Thanksgiving Becomes a National Holiday
November 19, 2009 by Mary Emma Allen
Filed under Parenting
Are your children aware that a New Hampshire woman, Sarah Josepha Hale, was responsible for Thanksgiving becoming a national holiday?

Image: sxc.hu
Yes, the first Thanksgiving, from which this holiday of thankfulness originated, took place in Plymouth, MA.
However, it wasn’t celebrated nationally until Sarah Josepha Hale, the editor of “Godey’s Lady’s Book,” decided that Thanksgiving should become a national holiday. She initiated a campaign to have a day in late fall set aside for us to give thanks for our harvests and many blessings.
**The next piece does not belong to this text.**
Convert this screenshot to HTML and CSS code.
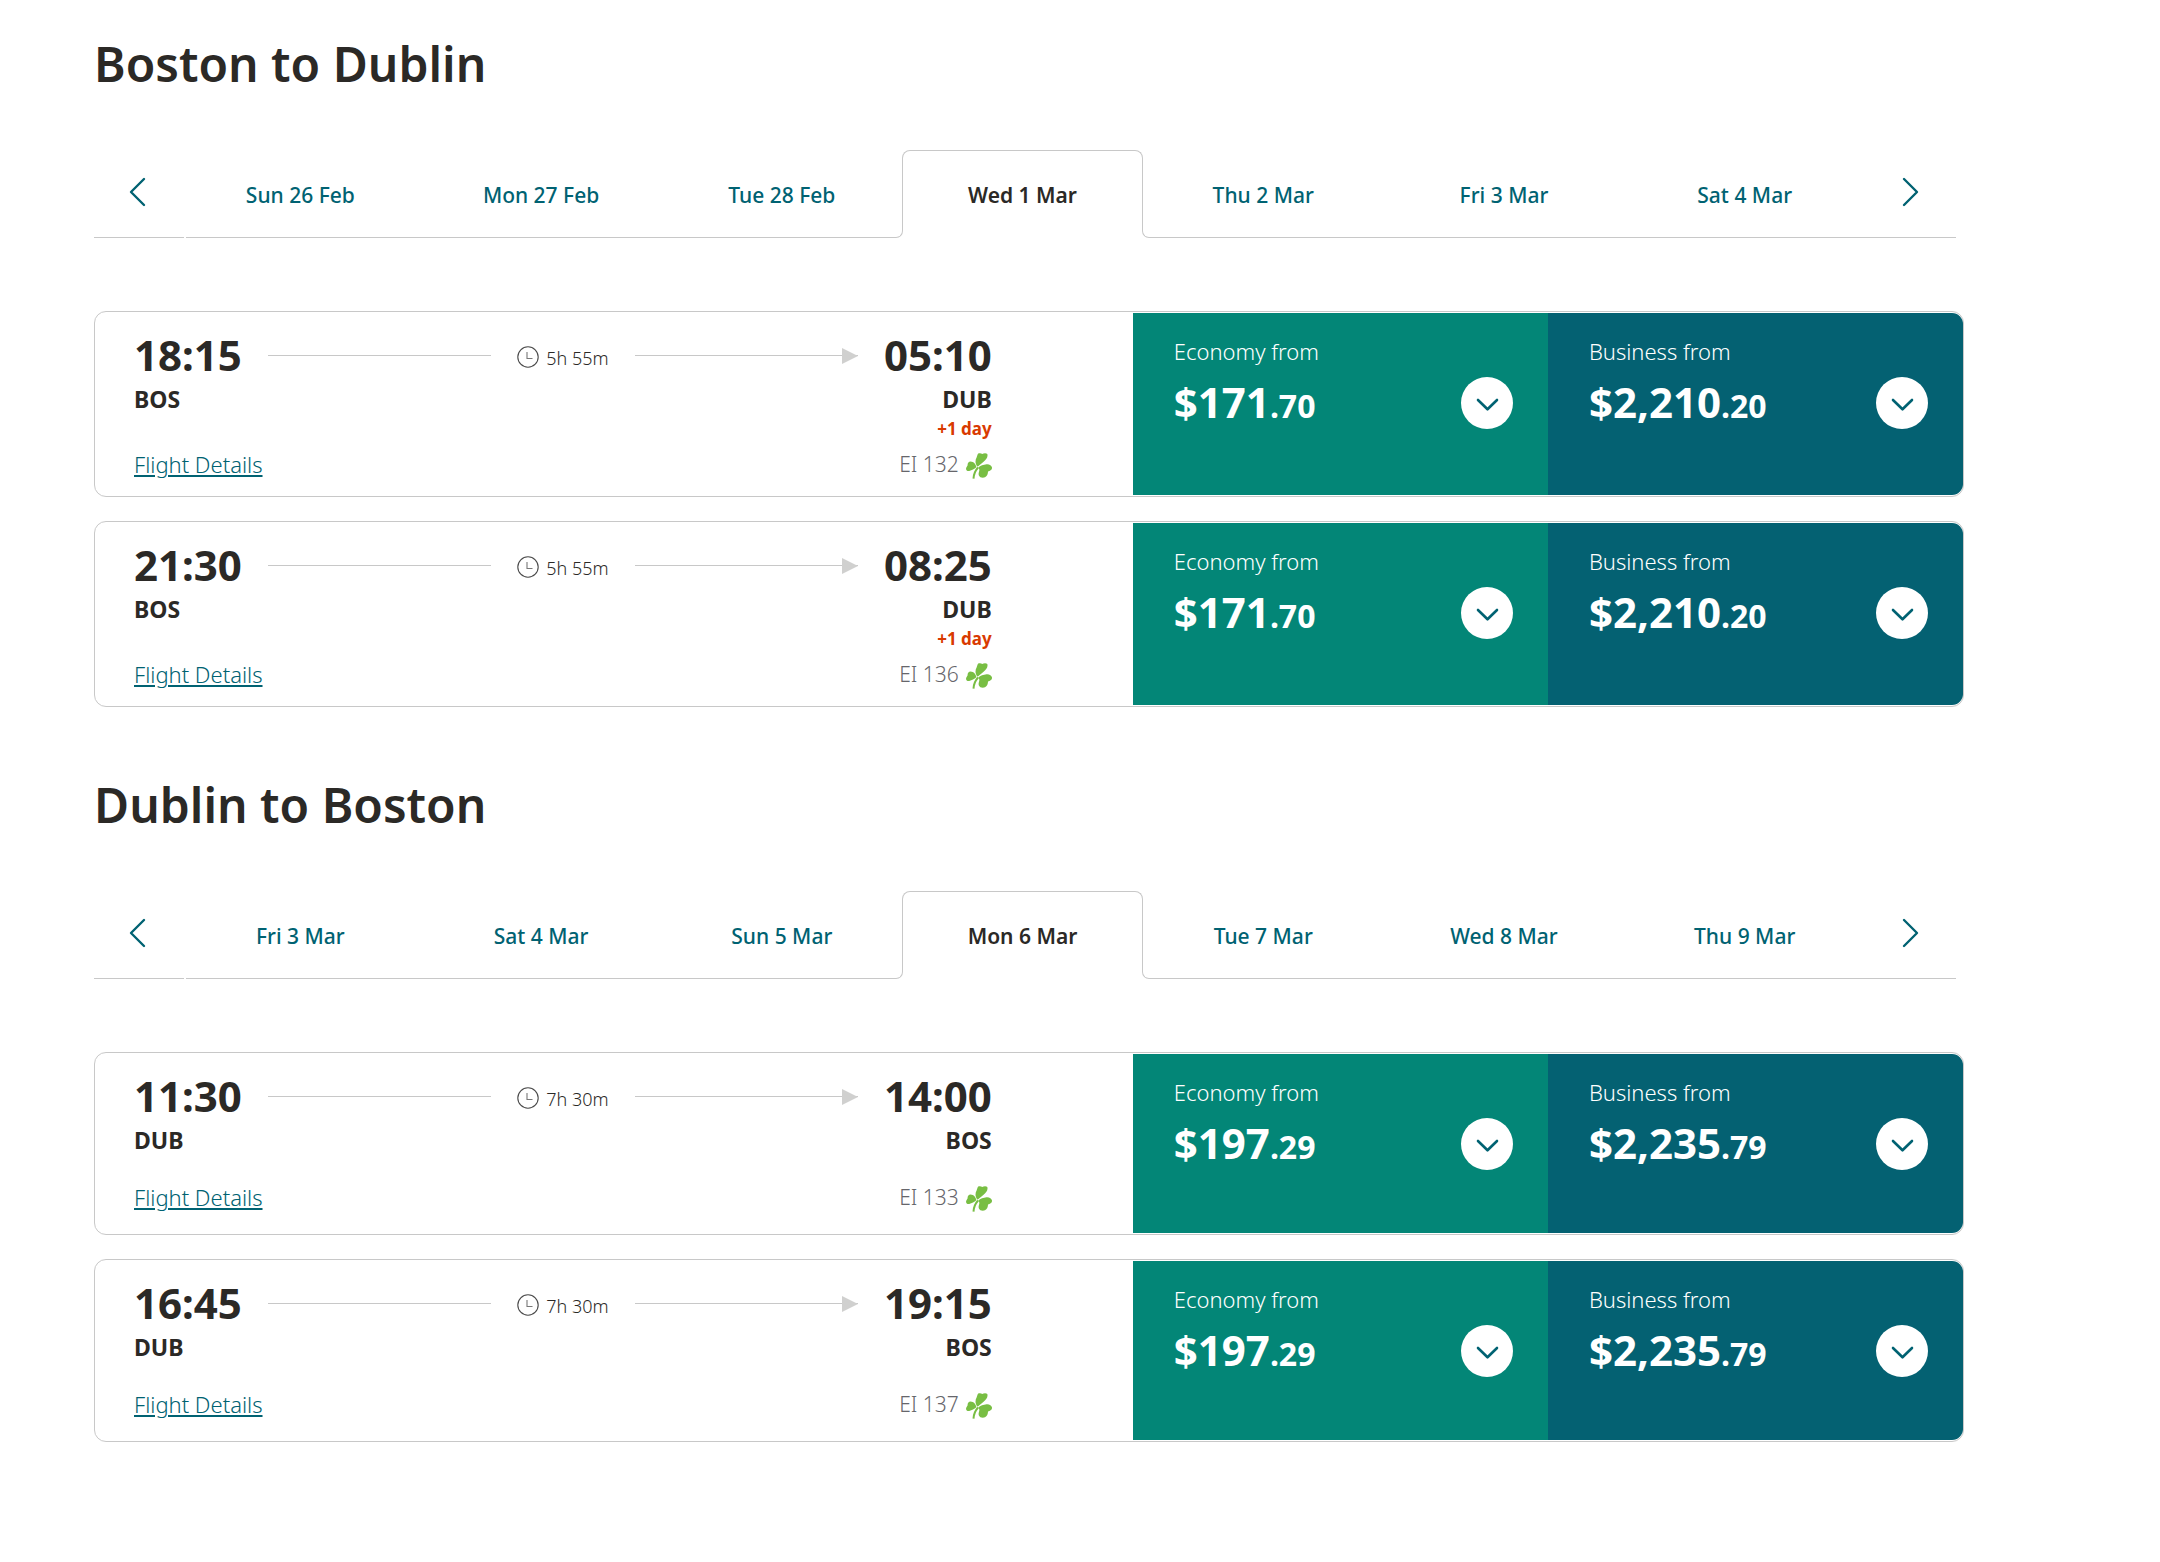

From 1846 to 1863, she wrote letters to presidents, governors, and any influential people she could think of. Many editorials appeared in her magazine, urging the recognition of this celebration as a holiday.
Finally President Abraham Lincoln listened to Mrs. Hale. He decided that a day of thanksgiving in autumn also might help create harmony in the nation midst the Civil War.
In 1863, he declared Thanksgiving Day would be the last Thursday in November. In 1941, Congress passed a resolution which changed Thanksgiving from the last Thursday in November to the fourth Thursday of that month. Since then, the fourth Thursday, which sometimes is the last one, has officially been Thanksgiving.